It is not only the Anglo-Saxon world: Most foreign ministries the world over have been insisting on the importance of economic diplomacy. Their diplomats make no secret of the fact that their prime task now is to look after the commercial interests of the state they represent. Since the end of the Cold War, states, i.e., foreign ministries (together or in competition with other departments), have shown a remarkable aggressiveness with regard to bilateral commercial activities and multilateral economic interactions.
How to better negotiate with the EU?
There have never before been accession negotiations that are so controversial among EU member states and so charged with uncertainties and serious political and economic impediments as Turkish accession is now. It is absolutely essential that both sides should agree on an imaginative, constructive problem-solving approach to produce a successful conclusion of this process. The economic diplomacy must complement the political considerations now at hand given that Turkey's economic powerhouse can well impress on the discussions in Brussels, which will for sure not be on the basis of a "business-as-usual" mandate .
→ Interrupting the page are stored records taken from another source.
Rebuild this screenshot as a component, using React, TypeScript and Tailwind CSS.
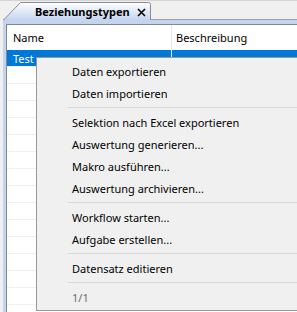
import React from 'react';

type Entry = { label: string; disabled?: boolean } | 'sep';

const menu: Entry[] = [
  { label: 'Daten exportieren' },
  { label: 'Daten importieren' },
  'sep',
  { label: 'Selektion nach Excel exportieren' },
  { label: 'Auswertung generieren...' },
  { label: 'Makro ausführen...' },
  { label: 'Auswertung archivieren...' },
  'sep',
  { label: 'Workflow starten...' },
  { label: 'Aufgabe erstellen...' },
  'sep',
  { label: 'Datensatz editieren' },
  'sep',
  { label: '1/1', disabled: true },
];

const Tab = () => (
  <div className="absolute left-[3px] top-[2px] z-10 w-[149px] h-[18px]">
    <svg width="149" height="18" className="absolute inset-0">
      <defs>
        <linearGradient id="tabg" x1="0" y1="0" x2="0" y2="1">
          <stop offset="0" stopColor="#ffffff" />
          <stop offset="1" stopColor="#c4d4ee" />
        </linearGradient>
      </defs>
      <path d="M0.5 18 L17.5 0.5 L145.5 0.5 Q147.5 0.5 147.5 2.5 L147.5 18 Z" fill="url(#tabg)" />
      <path d="M0.5 18 L17.5 0.5 L145.5 0.5 Q147.5 0.5 147.5 2.5 L147.5 18" fill="none" stroke="#898c95" strokeWidth="1" />
    </svg>
    <span className="absolute left-[32px] top-[2px] text-[11px] font-bold text-black leading-[16px]">Beziehungstypen</span>
    <svg width="9" height="9" viewBox="0 0 9 9" className="absolute left-[134px] top-[6px]">
      <path d="M1 1 L8 8 M8 1 L1 8" stroke="#000" strokeWidth="1.6" />
    </svg>
  </div>
);

export default function App() {
  return (
    <div className="relative w-[297px] h-[312px] overflow-hidden bg-[#f0f0f0] font-['Noto_Sans',sans-serif] text-[11px] text-black">
      <div className="h-[19px] border-t border-[#d4d4d4]" />
      <Tab />
      <div className="pl-[3px] h-[293px]">
        <div className="h-full bg-[#c4d4ee] border-t border-[#a0a0a0] pt-[4px] pl-[3px]">
          <div className="h-full bg-white border-t border-l border-[#828790]">
            <div className="flex h-[25px] items-center">
              <div className="w-[164px] pl-[6px] pt-[2px]">Name</div>
              <div className="h-full w-px bg-[#e5e5e5]" />
              <div className="pl-[4px] pt-[2px]">Beschreibung</div>
            </div>
            <div className="flex h-[17px] border-b border-[#f0f0f0]">
              <div className="w-[164px] pl-[6px] bg-[#0078d7] text-white leading-[17px]">Test</div>
              <div className="w-px bg-[#e5f1fb]" />
              <div className="flex-1 bg-[#0078d7]" />
            </div>
            {[...Array(14)].map((_, i) => (
              <div key={i} className="h-[17px] border-b border-[#f0f0f0]" />
            ))}
          </div>
        </div>
      </div>

      <div className="absolute left-[36px] top-[57px] w-[280px] h-[254px] bg-[#f0f0f0] border border-[#979797] py-[2px]">
        {menu.map((m, i) =>
          m === 'sep' ? (
            <div key={i} className="h-[7px] flex flex-col justify-center pl-[31px]">
              <div className="h-px bg-[#d7d7d7]" />
            </div>
          ) : (
            <div key={i} className={`h-[22px] flex items-center pl-[35px] pt-[2px] ${m.disabled ? 'text-[#6d6d6d]' : ''}`}>
              {m.label}
            </div>
          )
        )}
      </div>
    </div>
  );
}
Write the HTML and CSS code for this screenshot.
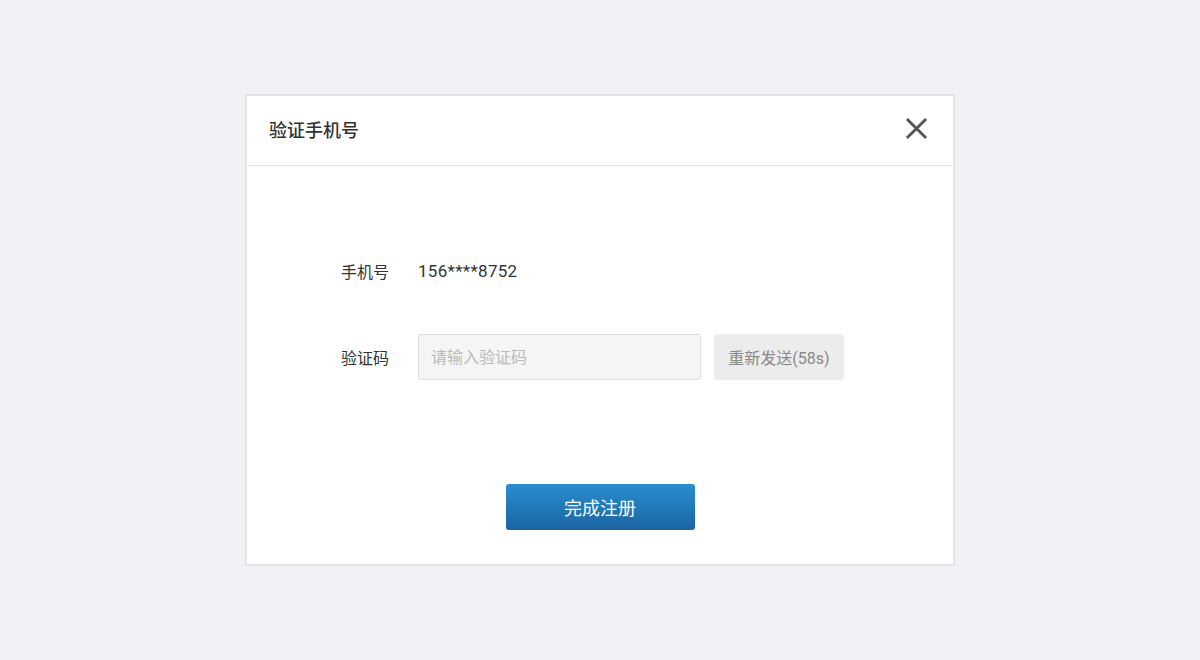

Equally or even more important is to ensure that the negotiations will pave the ground for the EU governments at the end of the process to convince their public that Turkey does not enter the Union as an "alien" but as a truly "European" society and state, while at the same time respecting its culture, religion and priorities. This should be declared a priority from the very beginning, i.e. from the formulation of the negotiating mandate for the European Commission. It goes without saying that the process begun by Europe's leaders in Brussels will have to be completed by the politicians of the future - probably during the lifetime of at least three new governments in each country.
Given the high degree of domestic controversy that the Turkish dossier causes, the governments may not have any interest in keeping the Turkish accession issue visibly on the public agenda until such a time that positive public perception of Turkey could be generated. Most EU leaders would prefer to put the issue on the backburner by "leaving the concrete task of preparing and conducting the negotiations mainly to the European Commission" .
However, it is important that the EU governments commit a greater degree of political attention to the negotiations than they have done in past negotiations. And this attention should be constantly present throughout the accession process and not be restricted to so-called crucial dossiers or crucial moments, such as free movement of people, common agricultural policy, and financial and institutional issues. If it were left to the normal negotiations procedures, the process leading to its conclusion would likely encounter a serious risk of failure along the way. Therefore, accession negotiations are (and must be) aiming at full membership, avoiding the recurrence of discussions about alternatives to Turkish membership.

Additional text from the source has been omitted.